▶ [OBJECTIVE]
Will you write out the data exactly, excluding every picture?

------ GIVEN INFORMATION

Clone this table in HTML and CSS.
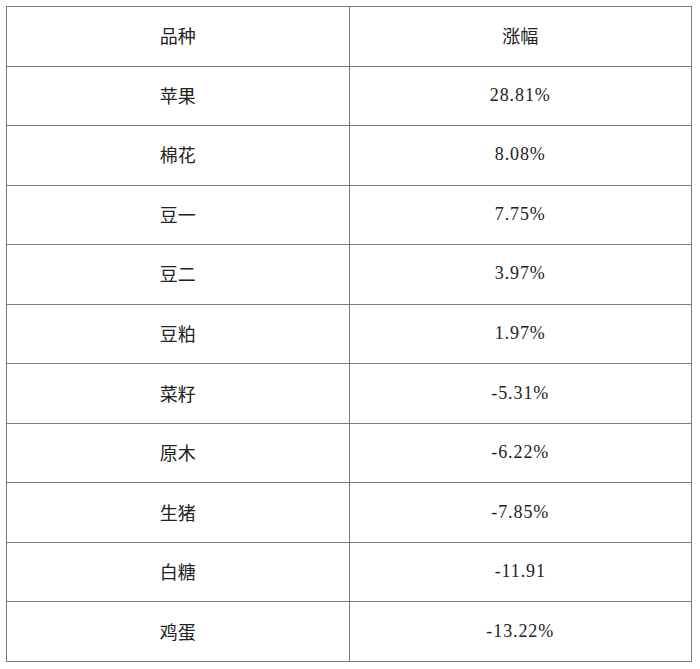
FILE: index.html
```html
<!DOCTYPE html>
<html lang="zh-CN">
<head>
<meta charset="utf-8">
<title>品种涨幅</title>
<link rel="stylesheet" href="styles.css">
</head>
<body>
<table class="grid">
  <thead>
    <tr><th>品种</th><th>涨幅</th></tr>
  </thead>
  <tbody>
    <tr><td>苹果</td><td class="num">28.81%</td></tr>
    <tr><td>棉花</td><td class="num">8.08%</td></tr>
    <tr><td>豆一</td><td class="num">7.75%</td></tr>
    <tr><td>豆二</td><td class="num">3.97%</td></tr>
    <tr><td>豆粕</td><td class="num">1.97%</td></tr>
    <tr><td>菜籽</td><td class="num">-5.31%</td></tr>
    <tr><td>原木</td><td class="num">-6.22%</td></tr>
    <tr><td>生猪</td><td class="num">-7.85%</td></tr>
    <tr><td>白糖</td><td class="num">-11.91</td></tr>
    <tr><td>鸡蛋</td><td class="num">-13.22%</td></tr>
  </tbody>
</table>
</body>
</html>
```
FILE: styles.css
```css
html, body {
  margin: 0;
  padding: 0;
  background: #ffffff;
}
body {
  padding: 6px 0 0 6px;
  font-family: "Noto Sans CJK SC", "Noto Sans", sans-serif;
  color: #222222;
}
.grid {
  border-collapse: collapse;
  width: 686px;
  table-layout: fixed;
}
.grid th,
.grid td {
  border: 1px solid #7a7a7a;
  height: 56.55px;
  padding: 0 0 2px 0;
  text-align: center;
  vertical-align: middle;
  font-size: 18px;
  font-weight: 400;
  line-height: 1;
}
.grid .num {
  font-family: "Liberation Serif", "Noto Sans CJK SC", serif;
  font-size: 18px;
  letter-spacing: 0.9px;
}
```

------------

▶ [ANSWER FOR THIS EXERCISE]
Clone this table in HTML and CSS.
FILE: index.html
```html
<!DOCTYPE html>
<html lang="zh-CN">
<head>
<meta charset="utf-8">
<title>品种涨幅</title>
<link rel="stylesheet" href="styles.css">
</head>
<body>
<table class="grid">
  <thead>
    <tr><th>品种</th><th>涨幅</th></tr>
  </thead>
  <tbody>
    <tr><td>苹果</td><td class="num">28.81%</td></tr>
    <tr><td>棉花</td><td class="num">8.08%</td></tr>
    <tr><td>豆一</td><td class="num">7.75%</td></tr>
    <tr><td>豆二</td><td class="num">3.97%</td></tr>
    <tr><td>豆粕</td><td class="num">1.97%</td></tr>
    <tr><td>菜籽</td><td class="num">-5.31%</td></tr>
    <tr><td>原木</td><td class="num">-6.22%</td></tr>
    <tr><td>生猪</td><td class="num">-7.85%</td></tr>
    <tr><td>白糖</td><td class="num">-11.91</td></tr>
    <tr><td>鸡蛋</td><td class="num">-13.22%</td></tr>
  </tbody>
</table>
</body>
</html>
```
FILE: styles.css
```css
html, body {
  margin: 0;
  padding: 0;
  background: #ffffff;
}
body {
  padding: 6px 0 0 6px;
  font-family: "Noto Sans CJK SC", "Noto Sans", sans-serif;
  color: #222222;
}
.grid {
  border-collapse: collapse;
  width: 686px;
  table-layout: fixed;
}
.grid th,
.grid td {
  border: 1px solid #7a7a7a;
  height: 56.55px;
  padding: 0 0 2px 0;
  text-align: center;
  vertical-align: middle;
  font-size: 18px;
  font-weight: 400;
  line-height: 1;
}
.grid .num {
  font-family: "Liberation Serif", "Noto Sans CJK SC", serif;
  font-size: 18px;
  letter-spacing: 0.9px;
}
```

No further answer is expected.